▸ The request
Output every line exactly as written. Leave out pictures.

#### Source data

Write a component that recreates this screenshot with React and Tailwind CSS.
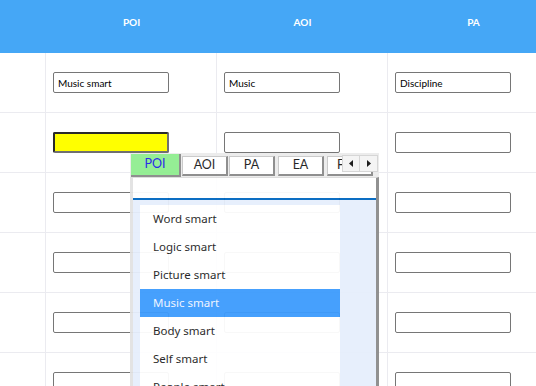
import React from 'react';

const rows = [
  ['Music smart', 'Music', 'Discipline'],
  ['', '', ''],
  ['', '', ''],
  ['', '', ''],
  ['', '', ''],
  ['', '', ''],
];

const options = ['Word smart', 'Logic smart', 'Picture smart', 'Music smart', 'Body smart', 'Self smart', 'People smart'];

function Cell({ value, yellow }) {
  return (
    <div className="h-[60px] border-r border-b border-[#ebebf0] pl-[7px] flex items-center">
      <input
        readOnly
        value={value}
        className={
          yellow
            ? 'w-[116px] h-[21px] bg-[#ffff00] border-2 border-[#2a2a2a] border-r-[#707070] border-b-[#707070] rounded-[2px] px-1 text-[10px] outline-none'
            : 'w-[116px] h-[21px] bg-white border border-[#767676] rounded-[2px] px-1 text-[10px] text-black outline-none'
        }
      />
    </div>
  );
}

function Tab({ label, active, className }) {
  if (active)
    return (
      <div className={'h-[23px] bg-[#90ee90] border-r-2 border-b-2 border-[#8a8a8a] flex items-center justify-center text-[12.5px] text-[#2020e8] ' + className}>
        {label}
      </div>
    );
  return (
    <div className={'h-[20px] mt-[3px] bg-white border border-[#c8c8c8] border-r-2 border-b-2 border-r-[#8a8a8a] border-b-[#8a8a8a] flex items-center justify-center text-[12.5px] text-[#1a1a1a] ' + className}>
      {label}
    </div>
  );
}

export default function App() {
  return (
    <div className="relative w-[536px] h-[386px] overflow-hidden bg-white" style={{ fontFamily: 'Lato, "Noto Sans", sans-serif' }}>
      <div className="grid grid-cols-[46px_171px_171px_171px]">
        <div className="h-[53px] bg-[#45a7f6]" />
        {['POI', 'AOI', 'PA'].map((h) => (
          <div key={h} className="h-[53px] bg-[#45a7f6] pt-[16px] text-center text-[10px] leading-[12px] font-bold text-white">
            {h}
          </div>
        ))}
        {rows.map((r, i) => (
          <React.Fragment key={i}>
            <div className="h-[60px] border-r border-b border-[#ebebf0]" />
            <Cell value={r[0]} yellow={i === 1} />
            <Cell value={r[1]} />
            <Cell value={r[2]} />
          </React.Fragment>
        ))}
      </div>

      {/* dropdown popup */}
      <div className="absolute left-[130px] top-[153px] w-[249px] h-[260px] opacity-[0.95]">
        <div className="relative h-[24px] bg-[#ececec] flex overflow-hidden">
          <Tab label="POI" active className="w-[50px] ml-[1px] mt-[1px]" />
          <Tab label="AOI" className="w-[46px] ml-[1px] shrink-0" />
          <Tab label="PA" className="w-[46px] ml-[1px] shrink-0" />
          <Tab label="EA" className="w-[46px] ml-[3px] shrink-0" />
          <Tab label="FA" className="w-[46px] ml-[3px] shrink-0 !justify-start pl-[9px]" />
          <div className="absolute left-[212px] top-[2px] flex">
            <button className="w-[18px] h-[17px] bg-[#f4f4f4] border border-[#d4d4d4] flex items-center justify-center">
              <svg width="5" height="7" viewBox="0 0 5 7"><path d="M4 0 L0 3.5 L4 7 Z" fill="#111" /></svg>
            </button>
            <button className="w-[18px] h-[17px] bg-[#f4f4f4] border border-[#d4d4d4] border-l-0 flex items-center justify-center">
              <svg width="5" height="7" viewBox="0 0 5 7"><path d="M1 0 L5 3.5 L1 7 Z" fill="#111" /></svg>
            </button>
          </div>
          <div className="absolute left-[248px] top-0 w-[2px] h-[24px] bg-[#ececec]" />
        </div>
        <div className="h-[236px] bg-[#e6effc] border-l-[3px] border-[#e2e2e2] border-r-[3px] border-r-[#8c8c8c] border-t border-t-[#dcdcdc]">
          <div className="h-[22px] bg-white border-b-2 border-[#0067c0]" />
          <div className="ml-[7px] mt-[5px] w-[200px] bg-white" style={{ fontFamily: '"Noto Sans", Lato, sans-serif' }}>
            {options.map((o) => (
              <div
                key={o}
                className={
                  o === 'Music smart'
                    ? 'h-[28px] flex items-center pl-[13px] text-[11.5px] bg-[#3d9bfd] text-[#eef4ff]'
                    : 'h-[28px] flex items-center pl-[13px] text-[11.5px] text-[#1c1c1c]'
                }
              >
                {o}
              </div>
            ))}
          </div>
        </div>
      </div>
    </div>
  );
}
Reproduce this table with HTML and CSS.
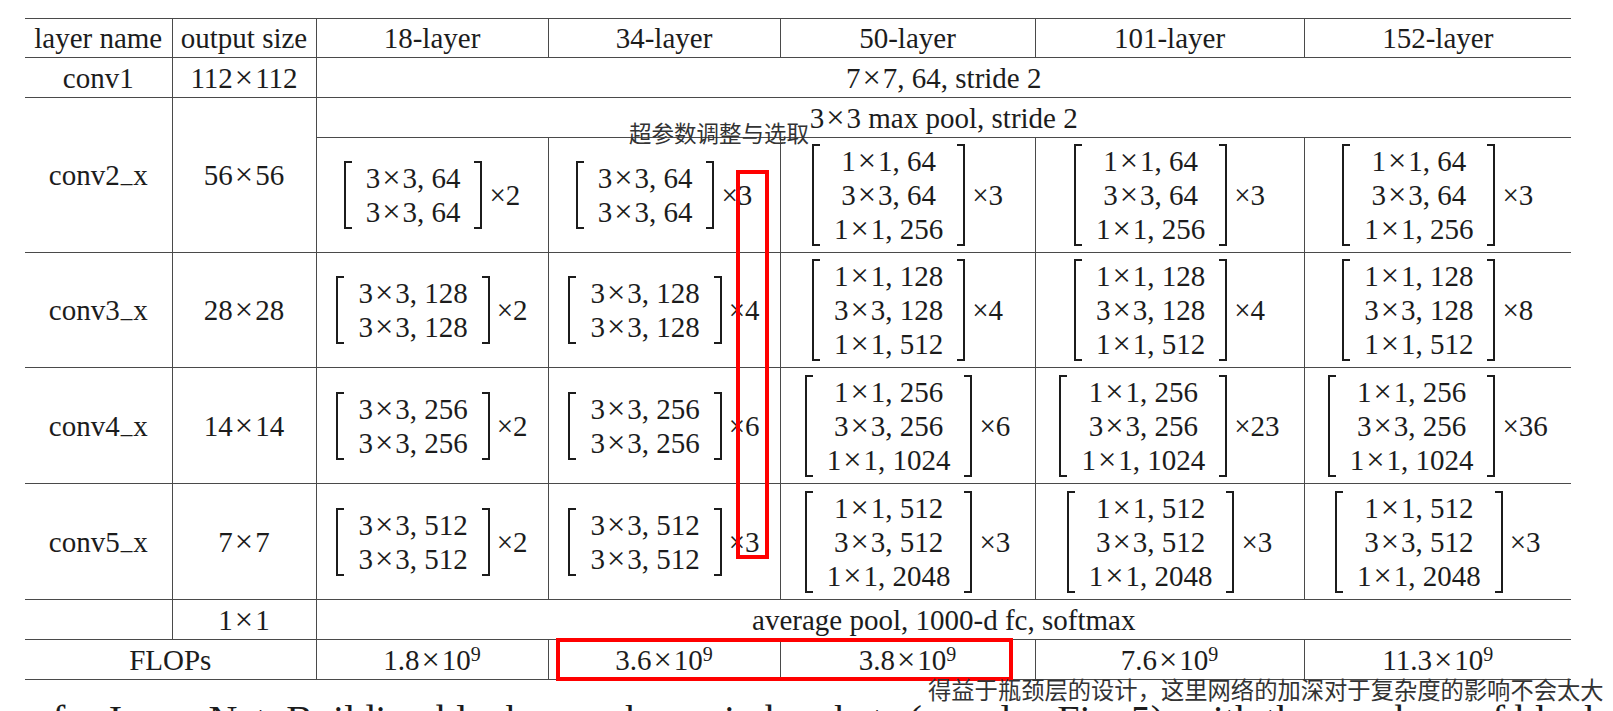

########

▸ The reply
Write a component that recreates this screenshot with React and Tailwind CSS.
import React from 'react';

const rows = [
  ['Music smart', 'Music', 'Discipline'],
  ['', '', ''],
  ['', '', ''],
  ['', '', ''],
  ['', '', ''],
  ['', '', ''],
];

const options = ['Word smart', 'Logic smart', 'Picture smart', 'Music smart', 'Body smart', 'Self smart', 'People smart'];

function Cell({ value, yellow }) {
  return (
    <div className="h-[60px] border-r border-b border-[#ebebf0] pl-[7px] flex items-center">
      <input
        readOnly
        value={value}
        className={
          yellow
            ? 'w-[116px] h-[21px] bg-[#ffff00] border-2 border-[#2a2a2a] border-r-[#707070] border-b-[#707070] rounded-[2px] px-1 text-[10px] outline-none'
            : 'w-[116px] h-[21px] bg-white border border-[#767676] rounded-[2px] px-1 text-[10px] text-black outline-none'
        }
      />
    </div>
  );
}

function Tab({ label, active, className }) {
  if (active)
    return (
      <div className={'h-[23px] bg-[#90ee90] border-r-2 border-b-2 border-[#8a8a8a] flex items-center justify-center text-[12.5px] text-[#2020e8] ' + className}>
        {label}
      </div>
    );
  return (
    <div className={'h-[20px] mt-[3px] bg-white border border-[#c8c8c8] border-r-2 border-b-2 border-r-[#8a8a8a] border-b-[#8a8a8a] flex items-center justify-center text-[12.5px] text-[#1a1a1a] ' + className}>
      {label}
    </div>
  );
}

export default function App() {
  return (
    <div className="relative w-[536px] h-[386px] overflow-hidden bg-white" style={{ fontFamily: 'Lato, "Noto Sans", sans-serif' }}>
      <div className="grid grid-cols-[46px_171px_171px_171px]">
        <div className="h-[53px] bg-[#45a7f6]" />
        {['POI', 'AOI', 'PA'].map((h) => (
          <div key={h} className="h-[53px] bg-[#45a7f6] pt-[16px] text-center text-[10px] leading-[12px] font-bold text-white">
            {h}
          </div>
        ))}
        {rows.map((r, i) => (
          <React.Fragment key={i}>
            <div className="h-[60px] border-r border-b border-[#ebebf0]" />
            <Cell value={r[0]} yellow={i === 1} />
            <Cell value={r[1]} />
            <Cell value={r[2]} />
          </React.Fragment>
        ))}
      </div>

      {/* dropdown popup */}
      <div className="absolute left-[130px] top-[153px] w-[249px] h-[260px] opacity-[0.95]">
        <div className="relative h-[24px] bg-[#ececec] flex overflow-hidden">
          <Tab label="POI" active className="w-[50px] ml-[1px] mt-[1px]" />
          <Tab label="AOI" className="w-[46px] ml-[1px] shrink-0" />
          <Tab label="PA" className="w-[46px] ml-[1px] shrink-0" />
          <Tab label="EA" className="w-[46px] ml-[3px] shrink-0" />
          <Tab label="FA" className="w-[46px] ml-[3px] shrink-0 !justify-start pl-[9px]" />
          <div className="absolute left-[212px] top-[2px] flex">
            <button className="w-[18px] h-[17px] bg-[#f4f4f4] border border-[#d4d4d4] flex items-center justify-center">
              <svg width="5" height="7" viewBox="0 0 5 7"><path d="M4 0 L0 3.5 L4 7 Z" fill="#111" /></svg>
            </button>
            <button className="w-[18px] h-[17px] bg-[#f4f4f4] border border-[#d4d4d4] border-l-0 flex items-center justify-center">
              <svg width="5" height="7" viewBox="0 0 5 7"><path d="M1 0 L5 3.5 L1 7 Z" fill="#111" /></svg>
            </button>
          </div>
          <div className="absolute left-[248px] top-0 w-[2px] h-[24px] bg-[#ececec]" />
        </div>
        <div className="h-[236px] bg-[#e6effc] border-l-[3px] border-[#e2e2e2] border-r-[3px] border-r-[#8c8c8c] border-t border-t-[#dcdcdc]">
          <div className="h-[22px] bg-white border-b-2 border-[#0067c0]" />
          <div className="ml-[7px] mt-[5px] w-[200px] bg-white" style={{ fontFamily: '"Noto Sans", Lato, sans-serif' }}>
            {options.map((o) => (
              <div
                key={o}
                className={
                  o === 'Music smart'
                    ? 'h-[28px] flex items-center pl-[13px] text-[11.5px] bg-[#3d9bfd] text-[#eef4ff]'
                    : 'h-[28px] flex items-center pl-[13px] text-[11.5px] text-[#1c1c1c]'
                }
              >
                {o}
              </div>
            ))}
          </div>
        </div>
      </div>
    </div>
  );
}
Reproduce this table with HTML and CSS.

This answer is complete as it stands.